## INFORMATION PROVIDED
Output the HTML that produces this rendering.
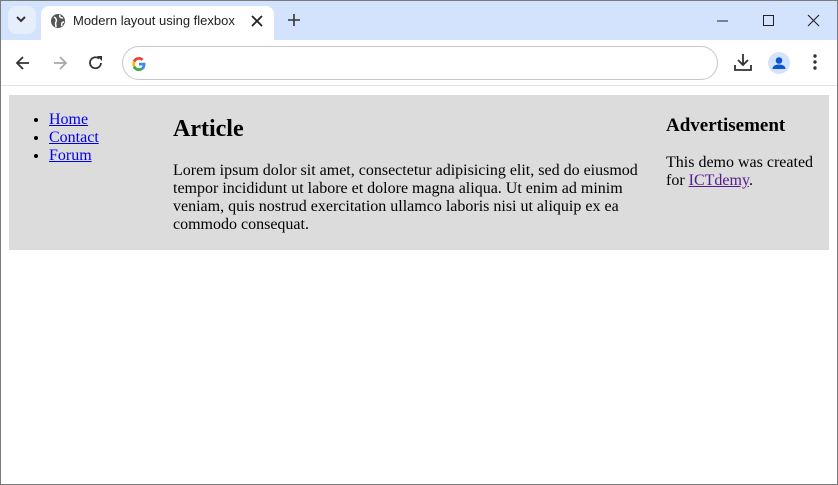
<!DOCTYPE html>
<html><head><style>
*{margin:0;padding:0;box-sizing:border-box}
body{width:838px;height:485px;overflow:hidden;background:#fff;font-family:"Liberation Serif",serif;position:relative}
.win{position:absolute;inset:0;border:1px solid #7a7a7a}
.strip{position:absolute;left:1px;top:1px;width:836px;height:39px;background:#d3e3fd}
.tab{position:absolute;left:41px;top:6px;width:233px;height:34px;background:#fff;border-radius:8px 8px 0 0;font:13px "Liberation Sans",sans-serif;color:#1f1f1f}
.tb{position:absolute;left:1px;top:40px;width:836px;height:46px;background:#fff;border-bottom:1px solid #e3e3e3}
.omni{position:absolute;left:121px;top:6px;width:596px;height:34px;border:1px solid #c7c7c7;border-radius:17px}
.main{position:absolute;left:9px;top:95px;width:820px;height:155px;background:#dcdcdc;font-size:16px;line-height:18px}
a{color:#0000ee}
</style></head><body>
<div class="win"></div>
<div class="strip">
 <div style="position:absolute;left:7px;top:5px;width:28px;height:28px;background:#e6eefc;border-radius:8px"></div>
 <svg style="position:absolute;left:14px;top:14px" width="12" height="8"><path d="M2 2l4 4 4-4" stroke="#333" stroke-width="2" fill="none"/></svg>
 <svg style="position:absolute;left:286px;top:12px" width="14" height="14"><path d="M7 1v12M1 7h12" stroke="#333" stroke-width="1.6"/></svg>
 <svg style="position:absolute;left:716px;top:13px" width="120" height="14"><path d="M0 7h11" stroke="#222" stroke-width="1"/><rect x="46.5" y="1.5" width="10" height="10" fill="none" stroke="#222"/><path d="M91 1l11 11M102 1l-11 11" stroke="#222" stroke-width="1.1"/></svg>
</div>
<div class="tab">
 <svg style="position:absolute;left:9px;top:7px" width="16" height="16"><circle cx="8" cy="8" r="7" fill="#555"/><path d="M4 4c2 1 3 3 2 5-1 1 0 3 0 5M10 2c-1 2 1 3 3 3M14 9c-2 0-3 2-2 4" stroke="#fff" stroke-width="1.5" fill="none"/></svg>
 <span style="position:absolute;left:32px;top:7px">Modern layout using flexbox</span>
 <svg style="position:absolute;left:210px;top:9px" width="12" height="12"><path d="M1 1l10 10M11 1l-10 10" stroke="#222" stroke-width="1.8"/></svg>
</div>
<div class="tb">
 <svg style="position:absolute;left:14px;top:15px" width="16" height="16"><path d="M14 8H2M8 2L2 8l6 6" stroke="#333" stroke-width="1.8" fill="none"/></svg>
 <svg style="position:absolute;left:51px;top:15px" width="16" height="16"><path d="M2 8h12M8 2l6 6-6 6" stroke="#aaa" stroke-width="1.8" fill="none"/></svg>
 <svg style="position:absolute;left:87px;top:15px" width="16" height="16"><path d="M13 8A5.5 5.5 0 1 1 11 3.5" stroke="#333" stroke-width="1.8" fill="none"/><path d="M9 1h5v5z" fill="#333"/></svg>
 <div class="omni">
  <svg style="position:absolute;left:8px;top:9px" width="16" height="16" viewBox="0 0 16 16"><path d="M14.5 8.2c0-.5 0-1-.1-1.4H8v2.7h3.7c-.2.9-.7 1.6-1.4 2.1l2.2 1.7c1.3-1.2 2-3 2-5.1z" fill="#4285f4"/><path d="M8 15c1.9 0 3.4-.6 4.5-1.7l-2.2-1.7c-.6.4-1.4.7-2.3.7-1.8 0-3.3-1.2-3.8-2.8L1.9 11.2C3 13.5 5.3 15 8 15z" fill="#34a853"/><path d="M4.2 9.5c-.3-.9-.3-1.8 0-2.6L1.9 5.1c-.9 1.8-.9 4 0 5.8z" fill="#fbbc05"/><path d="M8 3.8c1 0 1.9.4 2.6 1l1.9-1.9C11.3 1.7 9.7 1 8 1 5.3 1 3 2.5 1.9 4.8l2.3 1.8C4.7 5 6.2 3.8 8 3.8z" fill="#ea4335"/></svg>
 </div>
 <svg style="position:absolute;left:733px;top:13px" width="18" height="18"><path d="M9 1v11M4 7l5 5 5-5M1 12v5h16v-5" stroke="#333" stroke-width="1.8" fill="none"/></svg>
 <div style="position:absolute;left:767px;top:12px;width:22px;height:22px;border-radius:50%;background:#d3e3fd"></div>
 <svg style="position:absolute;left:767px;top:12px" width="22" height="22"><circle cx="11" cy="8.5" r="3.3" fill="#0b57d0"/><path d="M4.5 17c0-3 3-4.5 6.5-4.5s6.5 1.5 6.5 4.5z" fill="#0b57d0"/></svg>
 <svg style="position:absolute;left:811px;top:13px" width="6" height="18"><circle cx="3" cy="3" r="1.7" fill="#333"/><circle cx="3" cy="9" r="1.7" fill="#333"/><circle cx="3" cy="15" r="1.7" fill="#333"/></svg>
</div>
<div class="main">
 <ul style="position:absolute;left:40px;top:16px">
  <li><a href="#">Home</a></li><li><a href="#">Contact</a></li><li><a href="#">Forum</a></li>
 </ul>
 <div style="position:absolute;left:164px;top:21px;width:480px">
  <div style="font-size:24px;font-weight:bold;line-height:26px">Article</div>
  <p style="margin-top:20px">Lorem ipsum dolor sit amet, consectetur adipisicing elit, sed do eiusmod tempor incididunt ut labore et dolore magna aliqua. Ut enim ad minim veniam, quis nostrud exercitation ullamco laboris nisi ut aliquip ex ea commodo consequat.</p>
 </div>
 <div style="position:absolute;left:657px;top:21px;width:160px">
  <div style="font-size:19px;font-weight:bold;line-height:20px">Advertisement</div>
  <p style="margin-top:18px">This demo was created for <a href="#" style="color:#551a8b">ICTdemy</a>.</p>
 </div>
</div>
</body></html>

## STATED GOAL
Leave out the pictures and reproduce the rest of the listing exactly.

## RESPONSE TO THE TASK
Output the HTML that produces this rendering.
<!DOCTYPE html>
<html><head><style>
*{margin:0;padding:0;box-sizing:border-box}
body{width:838px;height:485px;overflow:hidden;background:#fff;font-family:"Liberation Serif",serif;position:relative}
.win{position:absolute;inset:0;border:1px solid #7a7a7a}
.strip{position:absolute;left:1px;top:1px;width:836px;height:39px;background:#d3e3fd}
.tab{position:absolute;left:41px;top:6px;width:233px;height:34px;background:#fff;border-radius:8px 8px 0 0;font:13px "Liberation Sans",sans-serif;color:#1f1f1f}
.tb{position:absolute;left:1px;top:40px;width:836px;height:46px;background:#fff;border-bottom:1px solid #e3e3e3}
.omni{position:absolute;left:121px;top:6px;width:596px;height:34px;border:1px solid #c7c7c7;border-radius:17px}
.main{position:absolute;left:9px;top:95px;width:820px;height:155px;background:#dcdcdc;font-size:16px;line-height:18px}
a{color:#0000ee}
</style></head><body>
<div class="win"></div>
<div class="strip">
 <div style="position:absolute;left:7px;top:5px;width:28px;height:28px;background:#e6eefc;border-radius:8px"></div>
 <svg style="position:absolute;left:14px;top:14px" width="12" height="8"><path d="M2 2l4 4 4-4" stroke="#333" stroke-width="2" fill="none"/></svg>
 <svg style="position:absolute;left:286px;top:12px" width="14" height="14"><path d="M7 1v12M1 7h12" stroke="#333" stroke-width="1.6"/></svg>
 <svg style="position:absolute;left:716px;top:13px" width="120" height="14"><path d="M0 7h11" stroke="#222" stroke-width="1"/><rect x="46.5" y="1.5" width="10" height="10" fill="none" stroke="#222"/><path d="M91 1l11 11M102 1l-11 11" stroke="#222" stroke-width="1.1"/></svg>
</div>
<div class="tab">
 <svg style="position:absolute;left:9px;top:7px" width="16" height="16"><circle cx="8" cy="8" r="7" fill="#555"/><path d="M4 4c2 1 3 3 2 5-1 1 0 3 0 5M10 2c-1 2 1 3 3 3M14 9c-2 0-3 2-2 4" stroke="#fff" stroke-width="1.5" fill="none"/></svg>
 <span style="position:absolute;left:32px;top:7px">Modern layout using flexbox</span>
 <svg style="position:absolute;left:210px;top:9px" width="12" height="12"><path d="M1 1l10 10M11 1l-10 10" stroke="#222" stroke-width="1.8"/></svg>
</div>
<div class="tb">
 <svg style="position:absolute;left:14px;top:15px" width="16" height="16"><path d="M14 8H2M8 2L2 8l6 6" stroke="#333" stroke-width="1.8" fill="none"/></svg>
 <svg style="position:absolute;left:51px;top:15px" width="16" height="16"><path d="M2 8h12M8 2l6 6-6 6" stroke="#aaa" stroke-width="1.8" fill="none"/></svg>
 <svg style="position:absolute;left:87px;top:15px" width="16" height="16"><path d="M13 8A5.5 5.5 0 1 1 11 3.5" stroke="#333" stroke-width="1.8" fill="none"/><path d="M9 1h5v5z" fill="#333"/></svg>
 <div class="omni">
  <svg style="position:absolute;left:8px;top:9px" width="16" height="16" viewBox="0 0 16 16"><path d="M14.5 8.2c0-.5 0-1-.1-1.4H8v2.7h3.7c-.2.9-.7 1.6-1.4 2.1l2.2 1.7c1.3-1.2 2-3 2-5.1z" fill="#4285f4"/><path d="M8 15c1.9 0 3.4-.6 4.5-1.7l-2.2-1.7c-.6.4-1.4.7-2.3.7-1.8 0-3.3-1.2-3.8-2.8L1.9 11.2C3 13.5 5.3 15 8 15z" fill="#34a853"/><path d="M4.2 9.5c-.3-.9-.3-1.8 0-2.6L1.9 5.1c-.9 1.8-.9 4 0 5.8z" fill="#fbbc05"/><path d="M8 3.8c1 0 1.9.4 2.6 1l1.9-1.9C11.3 1.7 9.7 1 8 1 5.3 1 3 2.5 1.9 4.8l2.3 1.8C4.7 5 6.2 3.8 8 3.8z" fill="#ea4335"/></svg>
 </div>
 <svg style="position:absolute;left:733px;top:13px" width="18" height="18"><path d="M9 1v11M4 7l5 5 5-5M1 12v5h16v-5" stroke="#333" stroke-width="1.8" fill="none"/></svg>
 <div style="position:absolute;left:767px;top:12px;width:22px;height:22px;border-radius:50%;background:#d3e3fd"></div>
 <svg style="position:absolute;left:767px;top:12px" width="22" height="22"><circle cx="11" cy="8.5" r="3.3" fill="#0b57d0"/><path d="M4.5 17c0-3 3-4.5 6.5-4.5s6.5 1.5 6.5 4.5z" fill="#0b57d0"/></svg>
 <svg style="position:absolute;left:811px;top:13px" width="6" height="18"><circle cx="3" cy="3" r="1.7" fill="#333"/><circle cx="3" cy="9" r="1.7" fill="#333"/><circle cx="3" cy="15" r="1.7" fill="#333"/></svg>
</div>
<div class="main">
 <ul style="position:absolute;left:40px;top:16px">
  <li><a href="#">Home</a></li><li><a href="#">Contact</a></li><li><a href="#">Forum</a></li>
 </ul>
 <div style="position:absolute;left:164px;top:21px;width:480px">
  <div style="font-size:24px;font-weight:bold;line-height:26px">Article</div>
  <p style="margin-top:20px">Lorem ipsum dolor sit amet, consectetur adipisicing elit, sed do eiusmod tempor incididunt ut labore et dolore magna aliqua. Ut enim ad minim veniam, quis nostrud exercitation ullamco laboris nisi ut aliquip ex ea commodo consequat.</p>
 </div>
 <div style="position:absolute;left:657px;top:21px;width:160px">
  <div style="font-size:19px;font-weight:bold;line-height:20px">Advertisement</div>
  <p style="margin-top:18px">This demo was created for <a href="#" style="color:#551a8b">ICTdemy</a>.</p>
 </div>
</div>
</body></html>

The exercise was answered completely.